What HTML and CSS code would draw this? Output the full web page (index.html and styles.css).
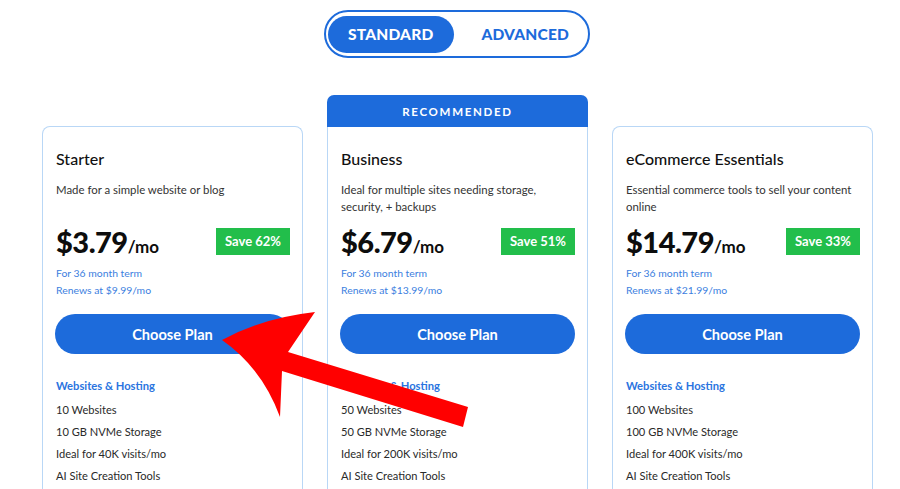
FILE: index.html
```html
<!DOCTYPE html>
<html>
<head>
<meta charset="utf-8">
<link rel="stylesheet" href="styles.css">
</head>
<body>
<div class="page">
  <div class="toggle-wrap">
    <div class="toggle">
      <span class="tab active">STANDARD</span>
      <span class="tab other">ADVANCED</span>
    </div>
  </div>
  <div class="cards">
    <div class="card plain">
      <div class="card-body">
        <h2 class="title">Starter</h2>
        <p class="desc">Made for a simple website or blog</p>
        <div class="price-row">
          <div class="price"><span class="amount">$3.79</span><span class="per">/mo</span></div>
          <span class="save">Save 62%</span>
        </div>
        <div class="term">
          <div>For 36 month term</div>
          <div>Renews at $9.99/mo</div>
        </div>
        <div class="btn">Choose Plan</div>
        <div class="feat-head">Websites &amp; Hosting</div>
        <ul class="feats">
          <li>10 Websites</li>
          <li>10 GB NVMe Storage</li>
          <li>Ideal for 40K visits/mo</li>
          <li>AI Site Creation Tools</li>
        </ul>
      </div>
    </div>
    <div class="card featured">
      <div class="rec">RECOMMENDED</div>
      <div class="card-body">
        <h2 class="title">Business</h2>
        <p class="desc">Ideal for multiple sites needing storage, security, + backups</p>
        <div class="price-row">
          <div class="price"><span class="amount">$6.79</span><span class="per">/mo</span></div>
          <span class="save">Save 51%</span>
        </div>
        <div class="term">
          <div>For 36 month term</div>
          <div>Renews at $13.99/mo</div>
        </div>
        <div class="btn">Choose Plan</div>
        <div class="feat-head">Websites &amp; Hosting</div>
        <ul class="feats">
          <li>50 Websites</li>
          <li>50 GB NVMe Storage</li>
          <li>Ideal for 200K visits/mo</li>
          <li>AI Site Creation Tools</li>
        </ul>
      </div>
    </div>
    <div class="card plain">
      <div class="card-body">
        <h2 class="title">eCommerce Essentials</h2>
        <p class="desc">Essential commerce tools to sell your content online</p>
        <div class="price-row">
          <div class="price"><span class="amount">$14.79</span><span class="per">/mo</span></div>
          <span class="save">Save 33%</span>
        </div>
        <div class="term">
          <div>For 36 month term</div>
          <div>Renews at $21.99/mo</div>
        </div>
        <div class="btn">Choose Plan</div>
        <div class="feat-head">Websites &amp; Hosting</div>
        <ul class="feats">
          <li>100 Websites</li>
          <li>100 GB NVMe Storage</li>
          <li>Ideal for 400K visits/mo</li>
          <li>AI Site Creation Tools</li>
        </ul>
      </div>
    </div>
  </div>
</div>
<svg class="arrow" width="900" height="489" viewBox="0 0 900 489">
  <path d="M222 340 Q262 318 315 312 L288 352 L468 407 L463 427 L282 371 L280 417 Q262 368 222 340 Z" fill="#ff0000"/>
</svg>
</body>
</html>
```
FILE: styles.css
```css
* { box-sizing: border-box; }
html, body { margin: 0; padding: 0; }
body {
  width: 900px;
  height: 489px;
  overflow: hidden;
  background: #fff;
  font-family: Lato, "Liberation Sans", sans-serif;
  color: #1a1a1a;
  position: relative;
}
.page {
  padding: 10px 0 0 42px;
  width: 900px;
}
.toggle-wrap {
  width: 829px;
  display: flex;
  justify-content: center;
}
.toggle {
  display: flex;
  align-items: center;
  width: 266px;
  height: 48px;
  border: 2px solid #1d6bdb;
  border-radius: 24px;
  padding: 3px 3px 3px 2px;
}
.tab {
  height: 37px;
  border-radius: 19px;
  display: flex;
  align-items: center;
  justify-content: center;
  font-weight: 900;
  font-size: 15.5px;
  letter-spacing: 0.2px;
  color: #1d6bdb;
}
.tab.active {
  width: 127px;
  background: #1d6bdb;
  color: #fff;
}
.tab.other {
  width: 131px;
  padding-left: 12px;
}
.cards {
  margin-top: 37px;
  display: flex;
  align-items: flex-start;
  gap: 24px;
  width: 829px;
}
.card {
  width: 261px;
  flex: none;
}
.card.plain {
  margin-top: 31px;
  border: 1px solid #b9d7f6;
  border-bottom: none;
  border-radius: 8px 8px 0 0;
}
.card.featured .card-body {
  border: 1px solid #b9d7f6;
  border-top: none;
  padding-top: 22px;
}
.rec {
  height: 32px;
  background: #1d6bdb;
  border-radius: 7px 7px 0 0;
  color: #fff;
  font-size: 11.5px;
  font-weight: 700;
  letter-spacing: 1.7px;
  display: flex;
  align-items: center;
  justify-content: center;
}
.card-body {
  padding: 22px 12px 40px 13px;
}
.title {
  margin: 0;
  font-size: 16px;
  line-height: 20px;
  font-weight: 500;
  color: #111;
}
.desc {
  margin: 12px 0 0 0;
  font-size: 11.4px;
  line-height: 17px;
  min-height: 34px;
  color: #333;
}
.price-row {
  margin-top: 9px;
  height: 34px;
  display: flex;
  align-items: center;
  justify-content: space-between;
}
.price {
  display: flex;
  align-items: baseline;
  color: #0d0d0d;
}
.amount {
  font-size: 29px;
  font-weight: 900;
  letter-spacing: -0.5px;
}
.per {
  font-size: 17px;
  font-weight: 700;
}
.save {
  height: 27px;
  padding: 0 9px;
  background: #22be4b;
  color: #fff;
  font-size: 13px;
  font-weight: 700;
  display: flex;
  align-items: center;
}
.term {
  margin-top: 7px;
  font-size: 10.4px;
  line-height: 16.5px;
  color: #3c80e0;
}
.btn {
  margin-top: 16px;
  height: 40px;
  width: 235px;
  margin-left: -1px;
  border-radius: 20px;
  background: #1d6bdb;
  color: #fff;
  font-size: 14.6px;
  font-weight: 700;
  display: flex;
  align-items: center;
  justify-content: center;
}
.feat-head {
  margin-top: 23px;
  font-size: 11.2px;
  line-height: 18px;
  font-weight: 700;
  color: #2a74e0;
}
.feats {
  list-style: none;
  margin: 4px 0 0 0;
  padding: 0;
}
.feats li {
  font-size: 11.1px;
  line-height: 22px;
  color: #2a2a2a;
}
.arrow {
  position: absolute;
  left: 0;
  top: 0;
  pointer-events: none;
}
```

########################################

Except for the pictures, give all the material above again verbatim.

**WRITTEN ANSWER**
What HTML and CSS code would draw this? Output the full web page (index.html and styles.css).
FILE: index.html
```html
<!DOCTYPE html>
<html>
<head>
<meta charset="utf-8">
<link rel="stylesheet" href="styles.css">
</head>
<body>
<div class="page">
  <div class="toggle-wrap">
    <div class="toggle">
      <span class="tab active">STANDARD</span>
      <span class="tab other">ADVANCED</span>
    </div>
  </div>
  <div class="cards">
    <div class="card plain">
      <div class="card-body">
        <h2 class="title">Starter</h2>
        <p class="desc">Made for a simple website or blog</p>
        <div class="price-row">
          <div class="price"><span class="amount">$3.79</span><span class="per">/mo</span></div>
          <span class="save">Save 62%</span>
        </div>
        <div class="term">
          <div>For 36 month term</div>
          <div>Renews at $9.99/mo</div>
        </div>
        <div class="btn">Choose Plan</div>
        <div class="feat-head">Websites &amp; Hosting</div>
        <ul class="feats">
          <li>10 Websites</li>
          <li>10 GB NVMe Storage</li>
          <li>Ideal for 40K visits/mo</li>
          <li>AI Site Creation Tools</li>
        </ul>
      </div>
    </div>
    <div class="card featured">
      <div class="rec">RECOMMENDED</div>
      <div class="card-body">
        <h2 class="title">Business</h2>
        <p class="desc">Ideal for multiple sites needing storage, security, + backups</p>
        <div class="price-row">
          <div class="price"><span class="amount">$6.79</span><span class="per">/mo</span></div>
          <span class="save">Save 51%</span>
        </div>
        <div class="term">
          <div>For 36 month term</div>
          <div>Renews at $13.99/mo</div>
        </div>
        <div class="btn">Choose Plan</div>
        <div class="feat-head">Websites &amp; Hosting</div>
        <ul class="feats">
          <li>50 Websites</li>
          <li>50 GB NVMe Storage</li>
          <li>Ideal for 200K visits/mo</li>
          <li>AI Site Creation Tools</li>
        </ul>
      </div>
    </div>
    <div class="card plain">
      <div class="card-body">
        <h2 class="title">eCommerce Essentials</h2>
        <p class="desc">Essential commerce tools to sell your content online</p>
        <div class="price-row">
          <div class="price"><span class="amount">$14.79</span><span class="per">/mo</span></div>
          <span class="save">Save 33%</span>
        </div>
        <div class="term">
          <div>For 36 month term</div>
          <div>Renews at $21.99/mo</div>
        </div>
        <div class="btn">Choose Plan</div>
        <div class="feat-head">Websites &amp; Hosting</div>
        <ul class="feats">
          <li>100 Websites</li>
          <li>100 GB NVMe Storage</li>
          <li>Ideal for 400K visits/mo</li>
          <li>AI Site Creation Tools</li>
        </ul>
      </div>
    </div>
  </div>
</div>
<svg class="arrow" width="900" height="489" viewBox="0 0 900 489">
  <path d="M222 340 Q262 318 315 312 L288 352 L468 407 L463 427 L282 371 L280 417 Q262 368 222 340 Z" fill="#ff0000"/>
</svg>
</body>
</html>
```
FILE: styles.css
```css
* { box-sizing: border-box; }
html, body { margin: 0; padding: 0; }
body {
  width: 900px;
  height: 489px;
  overflow: hidden;
  background: #fff;
  font-family: Lato, "Liberation Sans", sans-serif;
  color: #1a1a1a;
  position: relative;
}
.page {
  padding: 10px 0 0 42px;
  width: 900px;
}
.toggle-wrap {
  width: 829px;
  display: flex;
  justify-content: center;
}
.toggle {
  display: flex;
  align-items: center;
  width: 266px;
  height: 48px;
  border: 2px solid #1d6bdb;
  border-radius: 24px;
  padding: 3px 3px 3px 2px;
}
.tab {
  height: 37px;
  border-radius: 19px;
  display: flex;
  align-items: center;
  justify-content: center;
  font-weight: 900;
  font-size: 15.5px;
  letter-spacing: 0.2px;
  color: #1d6bdb;
}
.tab.active {
  width: 127px;
  background: #1d6bdb;
  color: #fff;
}
.tab.other {
  width: 131px;
  padding-left: 12px;
}
.cards {
  margin-top: 37px;
  display: flex;
  align-items: flex-start;
  gap: 24px;
  width: 829px;
}
.card {
  width: 261px;
  flex: none;
}
.card.plain {
  margin-top: 31px;
  border: 1px solid #b9d7f6;
  border-bottom: none;
  border-radius: 8px 8px 0 0;
}
.card.featured .card-body {
  border: 1px solid #b9d7f6;
  border-top: none;
  padding-top: 22px;
}
.rec {
  height: 32px;
  background: #1d6bdb;
  border-radius: 7px 7px 0 0;
  color: #fff;
  font-size: 11.5px;
  font-weight: 700;
  letter-spacing: 1.7px;
  display: flex;
  align-items: center;
  justify-content: center;
}
.card-body {
  padding: 22px 12px 40px 13px;
}
.title {
  margin: 0;
  font-size: 16px;
  line-height: 20px;
  font-weight: 500;
  color: #111;
}
.desc {
  margin: 12px 0 0 0;
  font-size: 11.4px;
  line-height: 17px;
  min-height: 34px;
  color: #333;
}
.price-row {
  margin-top: 9px;
  height: 34px;
  display: flex;
  align-items: center;
  justify-content: space-between;
}
.price {
  display: flex;
  align-items: baseline;
  color: #0d0d0d;
}
.amount {
  font-size: 29px;
  font-weight: 900;
  letter-spacing: -0.5px;
}
.per {
  font-size: 17px;
  font-weight: 700;
}
.save {
  height: 27px;
  padding: 0 9px;
  background: #22be4b;
  color: #fff;
  font-size: 13px;
  font-weight: 700;
  display: flex;
  align-items: center;
}
.term {
  margin-top: 7px;
  font-size: 10.4px;
  line-height: 16.5px;
  color: #3c80e0;
}
.btn {
  margin-top: 16px;
  height: 40px;
  width: 235px;
  margin-left: -1px;
  border-radius: 20px;
  background: #1d6bdb;
  color: #fff;
  font-size: 14.6px;
  font-weight: 700;
  display: flex;
  align-items: center;
  justify-content: center;
}
.feat-head {
  margin-top: 23px;
  font-size: 11.2px;
  line-height: 18px;
  font-weight: 700;
  color: #2a74e0;
}
.feats {
  list-style: none;
  margin: 4px 0 0 0;
  padding: 0;
}
.feats li {
  font-size: 11.1px;
  line-height: 22px;
  color: #2a2a2a;
}
.arrow {
  position: absolute;
  left: 0;
  top: 0;
  pointer-events: none;
}
```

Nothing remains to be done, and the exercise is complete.